>> begin INPUT

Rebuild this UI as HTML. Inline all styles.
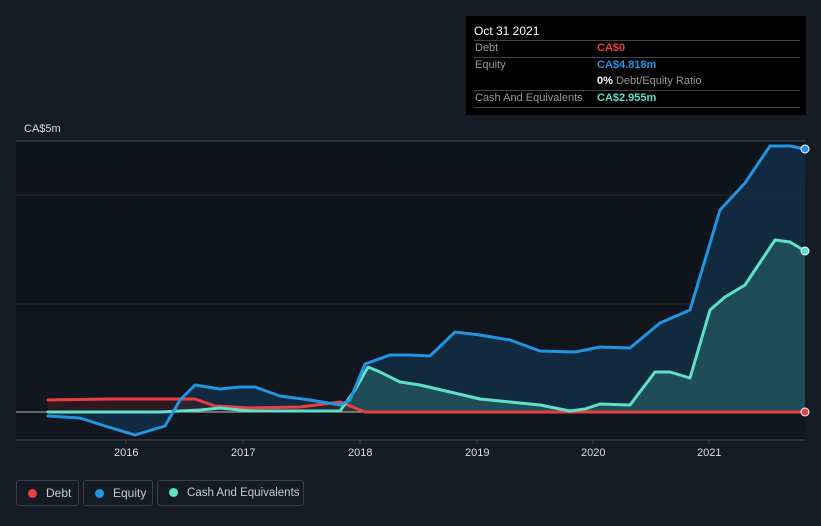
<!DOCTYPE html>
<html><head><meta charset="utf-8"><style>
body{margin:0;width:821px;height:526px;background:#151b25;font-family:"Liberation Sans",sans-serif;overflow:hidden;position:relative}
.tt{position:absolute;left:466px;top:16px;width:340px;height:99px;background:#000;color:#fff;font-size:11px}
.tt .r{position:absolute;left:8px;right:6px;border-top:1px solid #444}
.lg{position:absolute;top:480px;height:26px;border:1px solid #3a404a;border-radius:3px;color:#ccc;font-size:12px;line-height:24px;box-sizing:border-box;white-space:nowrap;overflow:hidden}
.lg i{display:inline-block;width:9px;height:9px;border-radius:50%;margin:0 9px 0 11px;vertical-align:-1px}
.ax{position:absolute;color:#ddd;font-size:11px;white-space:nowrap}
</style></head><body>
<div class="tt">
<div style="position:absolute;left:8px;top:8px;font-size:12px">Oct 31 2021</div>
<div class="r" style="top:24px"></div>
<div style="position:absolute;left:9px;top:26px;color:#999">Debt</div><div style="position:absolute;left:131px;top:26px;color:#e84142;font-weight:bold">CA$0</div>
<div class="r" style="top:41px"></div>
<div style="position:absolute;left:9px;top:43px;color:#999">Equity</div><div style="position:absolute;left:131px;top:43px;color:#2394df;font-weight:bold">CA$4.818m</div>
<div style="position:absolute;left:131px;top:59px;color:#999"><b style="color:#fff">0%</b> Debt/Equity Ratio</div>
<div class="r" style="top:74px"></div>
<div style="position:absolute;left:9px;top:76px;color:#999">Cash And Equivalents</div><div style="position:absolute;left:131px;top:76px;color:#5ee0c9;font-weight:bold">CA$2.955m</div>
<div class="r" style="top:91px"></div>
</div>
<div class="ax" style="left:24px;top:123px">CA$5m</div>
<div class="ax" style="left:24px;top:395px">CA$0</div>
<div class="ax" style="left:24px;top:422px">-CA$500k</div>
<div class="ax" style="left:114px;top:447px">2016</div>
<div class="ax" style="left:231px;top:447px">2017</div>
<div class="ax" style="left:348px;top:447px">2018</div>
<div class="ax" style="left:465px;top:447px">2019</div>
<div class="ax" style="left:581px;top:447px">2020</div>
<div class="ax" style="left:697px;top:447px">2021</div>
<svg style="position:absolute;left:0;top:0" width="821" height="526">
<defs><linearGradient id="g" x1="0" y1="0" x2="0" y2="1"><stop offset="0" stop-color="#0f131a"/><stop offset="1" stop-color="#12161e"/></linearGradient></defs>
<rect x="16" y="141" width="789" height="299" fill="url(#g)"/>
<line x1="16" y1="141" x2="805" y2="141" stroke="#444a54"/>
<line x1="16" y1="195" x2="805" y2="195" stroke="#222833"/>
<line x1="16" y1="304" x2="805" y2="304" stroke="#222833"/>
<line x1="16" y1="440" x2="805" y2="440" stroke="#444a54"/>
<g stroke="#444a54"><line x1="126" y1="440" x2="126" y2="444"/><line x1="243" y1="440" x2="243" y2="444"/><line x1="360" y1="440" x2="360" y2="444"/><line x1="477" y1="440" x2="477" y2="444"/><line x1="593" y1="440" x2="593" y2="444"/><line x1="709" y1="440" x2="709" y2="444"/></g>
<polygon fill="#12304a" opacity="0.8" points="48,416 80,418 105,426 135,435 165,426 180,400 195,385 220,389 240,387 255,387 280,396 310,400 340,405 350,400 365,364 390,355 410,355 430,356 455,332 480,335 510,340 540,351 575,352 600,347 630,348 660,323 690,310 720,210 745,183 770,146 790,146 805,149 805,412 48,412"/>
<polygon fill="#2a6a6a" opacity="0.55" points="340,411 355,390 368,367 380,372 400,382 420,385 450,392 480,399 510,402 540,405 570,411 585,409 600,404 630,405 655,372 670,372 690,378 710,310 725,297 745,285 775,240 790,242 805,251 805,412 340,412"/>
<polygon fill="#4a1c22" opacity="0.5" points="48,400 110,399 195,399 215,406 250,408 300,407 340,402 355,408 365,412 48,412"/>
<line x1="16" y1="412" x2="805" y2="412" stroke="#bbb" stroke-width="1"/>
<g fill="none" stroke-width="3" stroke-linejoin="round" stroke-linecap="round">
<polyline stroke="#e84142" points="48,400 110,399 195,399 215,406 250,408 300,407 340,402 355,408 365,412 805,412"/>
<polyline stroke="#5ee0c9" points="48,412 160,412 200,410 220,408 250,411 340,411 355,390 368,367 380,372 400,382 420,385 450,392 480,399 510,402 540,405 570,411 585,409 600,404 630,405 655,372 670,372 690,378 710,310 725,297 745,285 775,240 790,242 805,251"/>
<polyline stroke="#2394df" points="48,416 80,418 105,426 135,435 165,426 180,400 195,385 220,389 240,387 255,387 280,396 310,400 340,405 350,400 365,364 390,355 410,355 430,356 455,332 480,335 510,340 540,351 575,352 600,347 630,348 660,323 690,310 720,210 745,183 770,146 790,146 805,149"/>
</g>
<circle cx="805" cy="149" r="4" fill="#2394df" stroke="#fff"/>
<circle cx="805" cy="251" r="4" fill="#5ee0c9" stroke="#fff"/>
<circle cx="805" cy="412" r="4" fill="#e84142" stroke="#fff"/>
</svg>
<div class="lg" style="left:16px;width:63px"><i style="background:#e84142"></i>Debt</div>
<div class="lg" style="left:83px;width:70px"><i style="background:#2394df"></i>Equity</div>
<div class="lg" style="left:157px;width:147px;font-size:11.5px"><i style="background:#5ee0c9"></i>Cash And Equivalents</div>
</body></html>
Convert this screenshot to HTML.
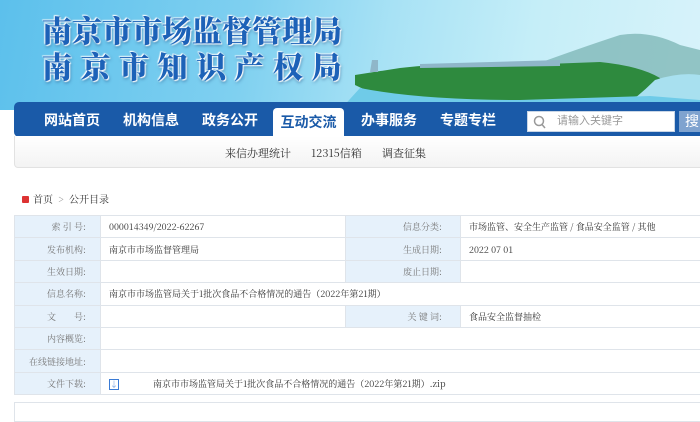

>> end INPUT

REQUEST -
Show all lines above holding "this".

WORKED ANSWER -
Rebuild this UI as HTML. Inline all styles.
Convert this screenshot to HTML.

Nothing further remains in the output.